▶ _THE REQUEST_
List each line holding the string "index".

▶ _DATA PROVIDED_
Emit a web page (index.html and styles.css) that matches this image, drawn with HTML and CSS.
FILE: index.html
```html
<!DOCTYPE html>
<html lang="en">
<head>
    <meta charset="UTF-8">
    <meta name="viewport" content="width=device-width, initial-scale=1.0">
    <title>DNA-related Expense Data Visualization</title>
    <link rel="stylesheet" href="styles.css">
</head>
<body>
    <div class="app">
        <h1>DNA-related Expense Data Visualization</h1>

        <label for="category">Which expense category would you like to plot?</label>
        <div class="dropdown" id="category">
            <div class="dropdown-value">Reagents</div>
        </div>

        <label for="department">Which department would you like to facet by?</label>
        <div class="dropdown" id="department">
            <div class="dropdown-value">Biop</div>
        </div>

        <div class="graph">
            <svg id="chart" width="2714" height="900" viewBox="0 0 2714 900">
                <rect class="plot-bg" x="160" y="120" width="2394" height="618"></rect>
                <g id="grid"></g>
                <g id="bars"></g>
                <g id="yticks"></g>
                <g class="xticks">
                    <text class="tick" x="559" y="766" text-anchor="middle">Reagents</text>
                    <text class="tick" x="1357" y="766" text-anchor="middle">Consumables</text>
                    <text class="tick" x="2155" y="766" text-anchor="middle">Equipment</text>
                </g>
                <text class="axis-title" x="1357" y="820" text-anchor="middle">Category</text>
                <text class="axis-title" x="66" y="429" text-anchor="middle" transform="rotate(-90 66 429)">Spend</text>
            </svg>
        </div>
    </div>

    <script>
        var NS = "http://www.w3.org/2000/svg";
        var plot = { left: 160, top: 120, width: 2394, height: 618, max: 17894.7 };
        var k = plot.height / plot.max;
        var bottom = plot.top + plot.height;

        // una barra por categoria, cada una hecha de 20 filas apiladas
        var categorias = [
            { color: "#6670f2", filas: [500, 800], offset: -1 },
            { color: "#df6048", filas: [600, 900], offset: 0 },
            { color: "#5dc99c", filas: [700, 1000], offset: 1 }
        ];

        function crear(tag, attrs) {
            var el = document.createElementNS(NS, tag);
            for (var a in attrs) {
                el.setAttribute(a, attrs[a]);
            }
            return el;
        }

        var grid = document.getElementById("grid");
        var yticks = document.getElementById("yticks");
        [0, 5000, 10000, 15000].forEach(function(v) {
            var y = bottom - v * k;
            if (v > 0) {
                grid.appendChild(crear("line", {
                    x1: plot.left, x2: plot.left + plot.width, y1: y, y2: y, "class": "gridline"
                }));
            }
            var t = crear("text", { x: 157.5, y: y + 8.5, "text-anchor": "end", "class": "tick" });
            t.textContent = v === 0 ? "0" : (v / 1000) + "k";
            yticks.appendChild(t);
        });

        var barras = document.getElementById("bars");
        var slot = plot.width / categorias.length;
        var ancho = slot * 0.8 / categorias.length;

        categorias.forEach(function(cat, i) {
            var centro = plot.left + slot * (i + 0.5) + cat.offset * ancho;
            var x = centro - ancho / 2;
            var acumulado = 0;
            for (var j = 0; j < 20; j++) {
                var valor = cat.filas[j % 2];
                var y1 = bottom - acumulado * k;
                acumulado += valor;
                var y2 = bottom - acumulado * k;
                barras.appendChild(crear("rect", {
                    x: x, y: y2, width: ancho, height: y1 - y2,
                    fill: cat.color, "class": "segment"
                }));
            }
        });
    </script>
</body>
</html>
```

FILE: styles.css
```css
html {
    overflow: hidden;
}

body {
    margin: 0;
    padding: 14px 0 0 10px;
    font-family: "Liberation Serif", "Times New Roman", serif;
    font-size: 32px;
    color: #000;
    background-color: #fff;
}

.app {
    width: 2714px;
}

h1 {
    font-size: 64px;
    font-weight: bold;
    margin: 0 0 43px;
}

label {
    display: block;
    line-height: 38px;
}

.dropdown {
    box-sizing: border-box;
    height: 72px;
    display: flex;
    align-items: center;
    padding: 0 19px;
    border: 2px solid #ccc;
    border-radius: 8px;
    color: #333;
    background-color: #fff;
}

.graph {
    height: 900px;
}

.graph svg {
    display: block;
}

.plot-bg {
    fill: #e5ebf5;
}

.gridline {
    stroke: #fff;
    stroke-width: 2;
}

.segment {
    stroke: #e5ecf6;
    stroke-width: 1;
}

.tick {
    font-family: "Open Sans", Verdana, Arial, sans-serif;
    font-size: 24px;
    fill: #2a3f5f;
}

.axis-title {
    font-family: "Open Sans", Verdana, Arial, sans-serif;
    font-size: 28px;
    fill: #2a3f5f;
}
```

▶ _WORKED SOLUTION_
Emit a web page (index.html and styles.css) that matches this image, drawn with HTML and CSS.
FILE: index.html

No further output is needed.